◆ Exercise description: In the listing that follows, count every line with the word "index" in it and write only the total.
-- BEGIN Data lines --
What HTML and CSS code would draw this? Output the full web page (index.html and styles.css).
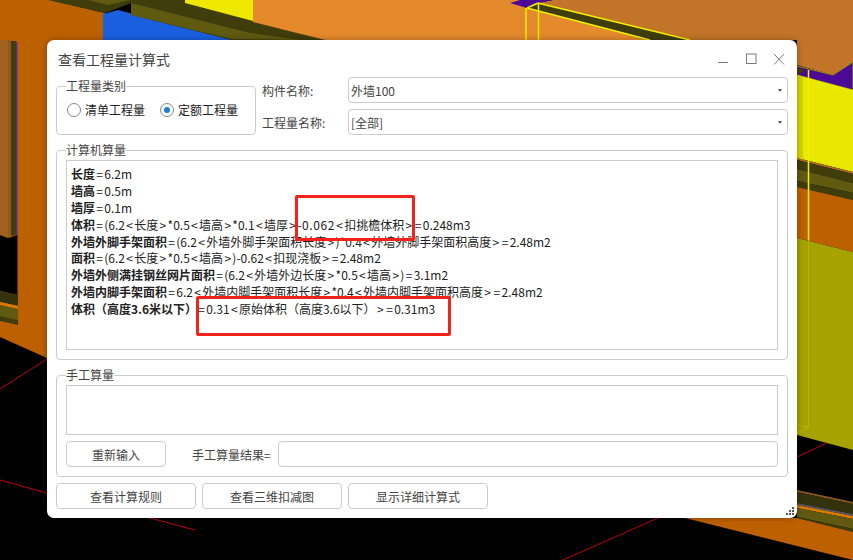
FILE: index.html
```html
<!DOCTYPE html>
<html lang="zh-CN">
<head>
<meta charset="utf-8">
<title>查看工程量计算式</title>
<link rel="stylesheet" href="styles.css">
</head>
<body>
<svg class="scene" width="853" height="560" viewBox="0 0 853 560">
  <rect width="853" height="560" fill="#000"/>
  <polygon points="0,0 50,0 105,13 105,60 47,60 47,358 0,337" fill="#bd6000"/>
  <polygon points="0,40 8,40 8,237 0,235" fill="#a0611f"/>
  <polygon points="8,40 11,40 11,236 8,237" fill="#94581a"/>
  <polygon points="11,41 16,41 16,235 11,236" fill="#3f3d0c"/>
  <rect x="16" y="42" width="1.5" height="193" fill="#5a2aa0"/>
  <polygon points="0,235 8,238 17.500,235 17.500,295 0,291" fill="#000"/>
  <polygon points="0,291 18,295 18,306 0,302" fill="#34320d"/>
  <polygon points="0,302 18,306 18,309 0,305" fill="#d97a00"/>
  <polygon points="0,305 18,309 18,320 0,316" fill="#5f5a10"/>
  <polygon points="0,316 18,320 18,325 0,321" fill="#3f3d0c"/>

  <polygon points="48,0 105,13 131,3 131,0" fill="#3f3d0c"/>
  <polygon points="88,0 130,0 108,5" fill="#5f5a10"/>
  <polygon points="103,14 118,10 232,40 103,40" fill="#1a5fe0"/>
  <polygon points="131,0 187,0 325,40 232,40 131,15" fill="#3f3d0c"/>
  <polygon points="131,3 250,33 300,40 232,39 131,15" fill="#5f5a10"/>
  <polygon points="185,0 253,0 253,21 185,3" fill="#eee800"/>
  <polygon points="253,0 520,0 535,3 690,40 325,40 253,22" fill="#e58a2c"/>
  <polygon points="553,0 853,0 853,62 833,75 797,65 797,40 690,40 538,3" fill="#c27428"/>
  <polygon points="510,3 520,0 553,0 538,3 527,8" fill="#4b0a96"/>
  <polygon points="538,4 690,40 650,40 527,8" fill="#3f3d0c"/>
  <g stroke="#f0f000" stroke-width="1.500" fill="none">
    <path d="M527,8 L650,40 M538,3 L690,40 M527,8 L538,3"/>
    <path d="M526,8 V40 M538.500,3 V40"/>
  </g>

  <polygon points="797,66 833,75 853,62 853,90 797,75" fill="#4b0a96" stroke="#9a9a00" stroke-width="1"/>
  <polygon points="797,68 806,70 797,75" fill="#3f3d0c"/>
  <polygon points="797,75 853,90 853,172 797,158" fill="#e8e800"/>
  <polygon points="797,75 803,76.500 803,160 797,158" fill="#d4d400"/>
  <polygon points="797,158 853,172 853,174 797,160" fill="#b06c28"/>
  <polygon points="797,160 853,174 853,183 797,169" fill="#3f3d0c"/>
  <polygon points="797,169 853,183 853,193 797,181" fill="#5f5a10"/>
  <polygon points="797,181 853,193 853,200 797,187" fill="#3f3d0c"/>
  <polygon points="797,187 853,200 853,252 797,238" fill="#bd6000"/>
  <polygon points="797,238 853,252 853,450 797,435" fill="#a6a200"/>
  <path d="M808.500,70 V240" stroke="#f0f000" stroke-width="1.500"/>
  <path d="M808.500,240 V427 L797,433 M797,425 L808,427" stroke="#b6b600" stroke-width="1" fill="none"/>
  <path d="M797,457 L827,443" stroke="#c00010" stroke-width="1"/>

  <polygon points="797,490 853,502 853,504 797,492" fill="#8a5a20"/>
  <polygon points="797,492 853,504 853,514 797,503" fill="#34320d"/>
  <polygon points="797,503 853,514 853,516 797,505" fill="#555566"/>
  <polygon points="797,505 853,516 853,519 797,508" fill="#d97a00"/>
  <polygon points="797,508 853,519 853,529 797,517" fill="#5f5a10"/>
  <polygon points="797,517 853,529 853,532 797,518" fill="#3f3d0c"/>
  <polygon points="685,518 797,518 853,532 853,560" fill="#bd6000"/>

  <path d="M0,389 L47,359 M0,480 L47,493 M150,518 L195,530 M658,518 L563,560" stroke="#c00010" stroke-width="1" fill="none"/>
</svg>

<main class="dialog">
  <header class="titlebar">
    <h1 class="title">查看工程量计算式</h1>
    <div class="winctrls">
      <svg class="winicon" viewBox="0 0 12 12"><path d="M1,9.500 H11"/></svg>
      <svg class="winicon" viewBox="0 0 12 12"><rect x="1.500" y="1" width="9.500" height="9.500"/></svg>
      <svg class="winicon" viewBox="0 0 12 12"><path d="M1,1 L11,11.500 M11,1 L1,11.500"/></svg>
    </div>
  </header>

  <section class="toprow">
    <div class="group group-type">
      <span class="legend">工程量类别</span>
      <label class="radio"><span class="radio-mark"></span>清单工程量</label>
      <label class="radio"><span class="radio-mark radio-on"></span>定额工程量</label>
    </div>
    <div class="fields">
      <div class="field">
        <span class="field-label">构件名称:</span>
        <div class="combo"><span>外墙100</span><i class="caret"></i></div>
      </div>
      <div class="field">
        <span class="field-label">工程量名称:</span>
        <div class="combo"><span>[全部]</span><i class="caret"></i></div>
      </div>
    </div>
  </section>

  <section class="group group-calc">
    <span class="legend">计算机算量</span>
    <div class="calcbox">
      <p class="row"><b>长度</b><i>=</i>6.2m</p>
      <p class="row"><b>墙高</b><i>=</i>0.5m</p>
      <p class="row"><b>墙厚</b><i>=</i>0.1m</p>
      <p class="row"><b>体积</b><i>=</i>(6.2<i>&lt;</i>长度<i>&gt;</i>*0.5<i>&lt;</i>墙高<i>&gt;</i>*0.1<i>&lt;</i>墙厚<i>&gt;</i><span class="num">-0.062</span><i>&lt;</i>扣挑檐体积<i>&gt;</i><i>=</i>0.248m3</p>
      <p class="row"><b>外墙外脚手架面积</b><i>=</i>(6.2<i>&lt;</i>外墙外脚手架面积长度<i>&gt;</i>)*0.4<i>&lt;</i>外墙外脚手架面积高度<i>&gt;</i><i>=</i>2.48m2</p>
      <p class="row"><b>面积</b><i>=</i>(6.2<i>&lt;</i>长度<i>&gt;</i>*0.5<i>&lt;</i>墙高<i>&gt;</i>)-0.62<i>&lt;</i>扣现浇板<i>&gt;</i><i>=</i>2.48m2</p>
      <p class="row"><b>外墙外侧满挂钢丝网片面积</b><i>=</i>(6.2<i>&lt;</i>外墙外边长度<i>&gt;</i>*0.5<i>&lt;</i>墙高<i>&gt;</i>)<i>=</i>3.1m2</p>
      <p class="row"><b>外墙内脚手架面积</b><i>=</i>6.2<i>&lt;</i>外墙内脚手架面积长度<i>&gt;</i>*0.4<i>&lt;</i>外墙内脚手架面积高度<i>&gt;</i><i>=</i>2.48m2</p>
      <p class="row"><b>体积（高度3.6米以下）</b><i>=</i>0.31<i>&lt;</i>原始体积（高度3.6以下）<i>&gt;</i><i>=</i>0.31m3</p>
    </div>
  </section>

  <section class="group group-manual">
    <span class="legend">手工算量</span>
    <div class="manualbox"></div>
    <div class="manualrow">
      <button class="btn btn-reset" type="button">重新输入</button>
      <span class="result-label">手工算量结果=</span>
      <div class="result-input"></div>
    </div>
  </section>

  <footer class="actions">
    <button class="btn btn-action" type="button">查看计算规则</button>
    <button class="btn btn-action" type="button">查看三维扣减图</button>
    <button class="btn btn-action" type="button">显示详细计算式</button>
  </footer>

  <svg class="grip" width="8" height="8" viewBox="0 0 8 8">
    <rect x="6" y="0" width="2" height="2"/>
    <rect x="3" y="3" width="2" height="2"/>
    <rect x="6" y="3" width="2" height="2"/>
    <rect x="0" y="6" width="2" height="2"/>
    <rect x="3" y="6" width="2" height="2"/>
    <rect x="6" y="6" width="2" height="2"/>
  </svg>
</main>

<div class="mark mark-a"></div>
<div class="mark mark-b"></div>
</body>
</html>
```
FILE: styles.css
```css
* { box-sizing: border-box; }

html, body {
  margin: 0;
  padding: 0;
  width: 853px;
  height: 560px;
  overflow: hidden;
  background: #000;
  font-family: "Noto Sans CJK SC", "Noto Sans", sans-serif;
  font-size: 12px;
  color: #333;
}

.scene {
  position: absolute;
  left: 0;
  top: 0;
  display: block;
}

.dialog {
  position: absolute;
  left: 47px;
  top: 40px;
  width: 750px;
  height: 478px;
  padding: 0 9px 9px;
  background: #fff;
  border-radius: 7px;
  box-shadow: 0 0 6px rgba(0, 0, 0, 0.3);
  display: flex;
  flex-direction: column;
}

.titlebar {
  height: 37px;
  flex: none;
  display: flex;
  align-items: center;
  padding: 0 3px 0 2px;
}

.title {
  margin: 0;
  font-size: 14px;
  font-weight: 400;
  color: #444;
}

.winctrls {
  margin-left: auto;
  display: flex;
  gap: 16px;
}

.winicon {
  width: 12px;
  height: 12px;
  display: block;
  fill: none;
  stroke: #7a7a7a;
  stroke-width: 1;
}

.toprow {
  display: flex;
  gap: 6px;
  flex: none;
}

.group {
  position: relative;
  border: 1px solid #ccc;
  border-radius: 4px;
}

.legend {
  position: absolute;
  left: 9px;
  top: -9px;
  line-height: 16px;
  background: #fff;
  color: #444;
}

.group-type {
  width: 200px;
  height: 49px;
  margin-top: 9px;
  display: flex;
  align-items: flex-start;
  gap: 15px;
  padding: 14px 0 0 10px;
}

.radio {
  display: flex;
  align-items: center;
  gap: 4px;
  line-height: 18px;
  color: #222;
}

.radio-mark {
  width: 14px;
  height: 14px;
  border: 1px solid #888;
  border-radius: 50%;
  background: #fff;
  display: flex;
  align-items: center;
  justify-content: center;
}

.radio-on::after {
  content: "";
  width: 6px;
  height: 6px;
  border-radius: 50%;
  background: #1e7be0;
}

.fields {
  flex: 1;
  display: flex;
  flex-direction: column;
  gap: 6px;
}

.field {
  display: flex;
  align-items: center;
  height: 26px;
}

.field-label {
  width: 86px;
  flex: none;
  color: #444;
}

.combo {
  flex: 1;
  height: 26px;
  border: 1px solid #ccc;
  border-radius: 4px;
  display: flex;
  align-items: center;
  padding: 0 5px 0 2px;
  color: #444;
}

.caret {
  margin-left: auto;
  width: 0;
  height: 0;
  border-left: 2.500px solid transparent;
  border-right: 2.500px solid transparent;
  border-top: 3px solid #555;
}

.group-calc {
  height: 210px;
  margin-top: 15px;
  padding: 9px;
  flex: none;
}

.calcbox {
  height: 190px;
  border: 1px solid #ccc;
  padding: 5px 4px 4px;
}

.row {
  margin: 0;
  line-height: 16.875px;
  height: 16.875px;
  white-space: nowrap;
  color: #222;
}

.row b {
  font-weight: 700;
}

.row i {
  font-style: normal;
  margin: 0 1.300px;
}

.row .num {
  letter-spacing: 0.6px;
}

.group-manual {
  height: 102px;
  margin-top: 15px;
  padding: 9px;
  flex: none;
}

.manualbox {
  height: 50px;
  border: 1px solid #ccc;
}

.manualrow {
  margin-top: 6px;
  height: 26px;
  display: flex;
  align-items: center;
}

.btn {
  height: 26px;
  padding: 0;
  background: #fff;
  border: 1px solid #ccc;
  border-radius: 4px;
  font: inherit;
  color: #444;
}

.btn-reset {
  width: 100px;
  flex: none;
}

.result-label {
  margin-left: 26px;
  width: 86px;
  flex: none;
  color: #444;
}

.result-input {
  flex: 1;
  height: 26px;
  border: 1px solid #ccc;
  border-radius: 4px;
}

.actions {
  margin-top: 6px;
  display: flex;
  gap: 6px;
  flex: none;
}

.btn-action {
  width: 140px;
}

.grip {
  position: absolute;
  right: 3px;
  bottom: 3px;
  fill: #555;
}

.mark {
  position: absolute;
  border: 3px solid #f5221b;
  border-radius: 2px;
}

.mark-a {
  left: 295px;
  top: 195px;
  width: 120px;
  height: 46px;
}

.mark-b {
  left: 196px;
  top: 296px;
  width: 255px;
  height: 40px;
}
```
-- END Data lines --
◆ Correct response: 2